HETEROGENEOUS DATA INTEGRATION FOR A GLOBAL MAPPING OF SEABED SUBSTRATES
The integration extends across numeric and linguistic data types and across point, vector and raster data topologies. Different methods have to be used for each form of incoming data, though repetitions of data types (and standards) do give efficiencies.
Certain design principles were the key to success. Outputs are targeted to a stable ‘top-20’ of parameters which nearly all clients require: grainsize, composition, color, strength. The input data are held as structured documents which preserve the structure of the incoming data, but are computable to produce integrated outputs with applied QAQC. This gives huge efficiencies – essential for data aggregation projects on this scale. It is also versatile - the software is adjusted to improve or extend outputs.
Thousands of variant parameters exist in the incoming data: e.g., for grain size - medians, averages, deviations (graphic and moment), modes, and fractional percentages. Therefore we nominate standards (e.g., “metre platinum bar”) for the system output parameters and calibrate inputs to them.
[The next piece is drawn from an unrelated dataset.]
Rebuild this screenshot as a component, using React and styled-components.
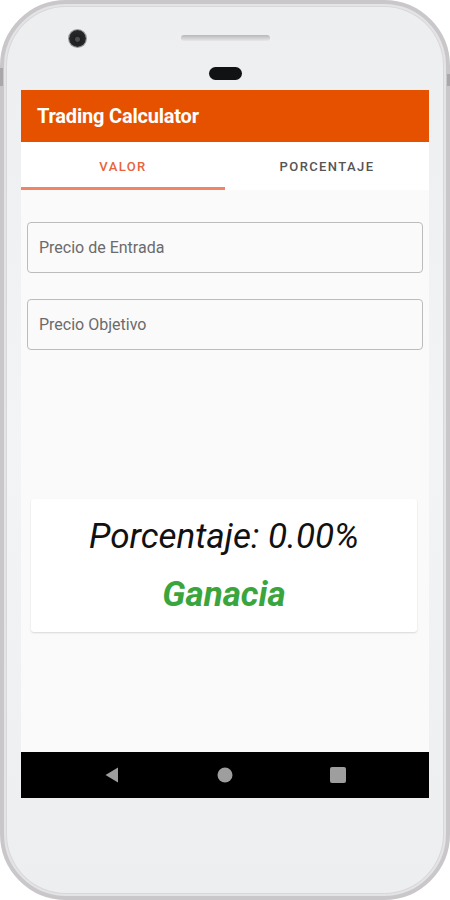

The inputs are accepted if the statistical difference falls within acceptable uncertainties, else they are rejected.
The word-based data is exceedingly valuable and abundant for seabed characterization. We apply a dictionary that uses fuzzy set theory to give meanings to terms. The linguistic descriptions are treated as arithmetic expressions and summed to give estimates of selected seabed properties (texture, components, color, strength).